Mossack Fonseca on Singapore Joins OECD Multilateral Tax Convention

On January 20, 2016, Singapore deposited with the Organization for Economic Cooperation and Development (OECD) its instrument of ratification for the Convention on Mutual Administrative Assistance in Tax Matters, reports Lowtax.net.

With this development, Singapore became the 93rd jurisdiction to join the pact, touted by the OECD as the world's leading instrument for boosting transparency and combating offshore tax evasion.

The Convention provides for all forms of administrative assistance in tax matters: exchange of information on request, spontaneous exchange, automatic exchange, tax examinations abroad, simultaneous tax examinations, and assistance in tax collection. It guarantees extensive safeguards for the protection of taxpayers' rights.

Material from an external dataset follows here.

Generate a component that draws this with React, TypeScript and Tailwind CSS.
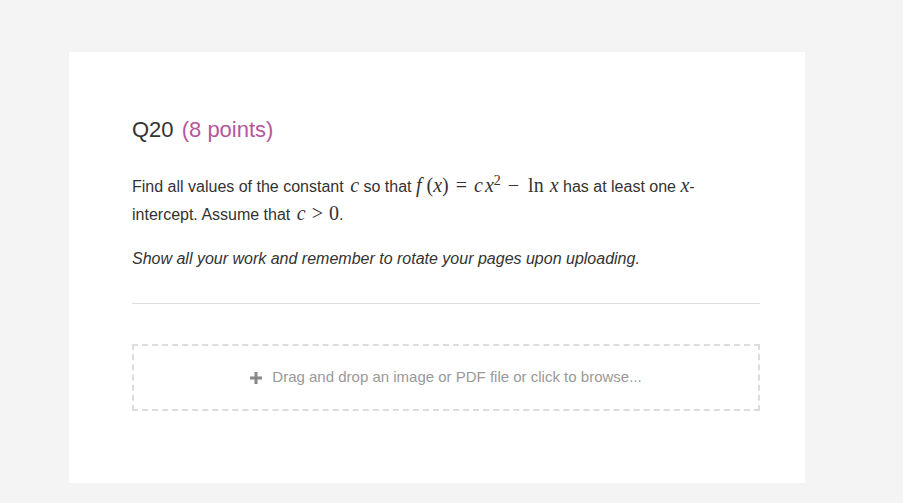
import React from "react";

const serif = '"Liberation Serif", "DejaVu Serif", serif';
const M = ({ children, className = "" }: { children: React.ReactNode; className?: string }) => (
  <span className={"italic text-[20px] " + className} style={{ fontFamily: serif }}>
    {children}
  </span>
);
const U = ({ children, className = "" }: { children: React.ReactNode; className?: string }) => (
  <span className={"not-italic text-[20px] " + className} style={{ fontFamily: serif }}>
    {children}
  </span>
);

export default function App() {
  return (
    <div className="min-h-[503px] w-full bg-[#f4f4f4] pt-[52px] pb-[20px]" style={{ fontFamily: '"Liberation Sans", Arial, sans-serif' }}>
      <div className="ml-[69px] w-[736px] bg-white pl-[63px] pr-[45px] pt-[63px] pb-[72px]">
        <h2 className="text-[22px] leading-[30px] text-[#333]">
          Q20 <span className="ml-[2px] text-[#b5579c]">(8 points)</span>
        </h2>
        <p className="mt-[27px] text-[16px] leading-[27px] text-[#333]">
          Find all values of the constant <M className="ml-[2px]">c</M> so that{" "}
          <span className="whitespace-nowrap">
            <M>f</M>
            <U className="ml-[5px]">(</U>
            <M>x</M>
            <U>)</U>
            <U className="mx-[7px]">=</U>
            <M>c</M>
            <M className="ml-[2px]">x</M>
            <sup className="text-[14px]" style={{ fontFamily: serif }}>2</sup>
            <U className="ml-[7px] mr-[9px]">−</U>
            <U>ln</U>
            <M className="ml-[6px]">x</M>
          </span>{" "}
          has at least one <M>x</M>-
          <br />
          intercept. Assume that <M className="ml-[2px]">c</M>
          <U className="mx-[6px]">&gt;</U>
          <U>0</U>.
        </p>
        <p className="mt-[17px] text-[16px] leading-[27px] italic text-[#333]">
          Show all your work and remember to rotate your pages upon uploading.
        </p>
        <div className="mt-[31px] h-px bg-[#ddd]" />
        <div className="mt-[40px] flex h-[67px] items-center justify-center border-2 border-dashed border-[#dcdcdc] text-[15px] text-[#999]">
          <svg width="12" height="12" viewBox="0 0 12 12" className="mr-[10px]">
            <rect x="4.5" y="0" width="3" height="12" fill="#888" />
            <rect x="0" y="4.5" width="12" height="3" fill="#888" />
          </svg>
          Drag and drop an image or PDF file or click to browse...
        </div>
      </div>
    </div>
  );
}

Ratifying the Convention will expand Singapore's network of partners for the exchange of information on request by 34 jurisdictions. This is part of a series of changes that Singapore has made in recent years to combat cross-border tax evasion, following Singapore's adoption of the internationally agreed standard for exchange of information on request in 2009, Singapore's Ministry of Finance said.

Minister for Finance, Heng Swee Keat, said: "Ratifying the Convention reflects Singapore's commitment to effective exchange of information based on international standards, but the standards can only work if all financial centres, such as Switzerland, Luxembourg, Singapore, and Hong Kong, move together. We will continue to work with our international partners to achieve this and prevent regulatory arbitrage."

The Convention was developed jointly by the OECD and the Council of Europe in 1988. It was amended in 2010 to respond to a call by the Group of Twenty (G-20) nations that it be aligned to the new international standard on the automatic exchange of information and that it be opened up to all countries.

The Convention is now seen as the instrument for swift implementation of the new Standard for Automatic Exchange of Financial Account Information in Tax Matters developed by the OECD. It will also be critical for the automatic exchange of country-by-country reports, proposed in the OECD's base erosion and profit shifting project.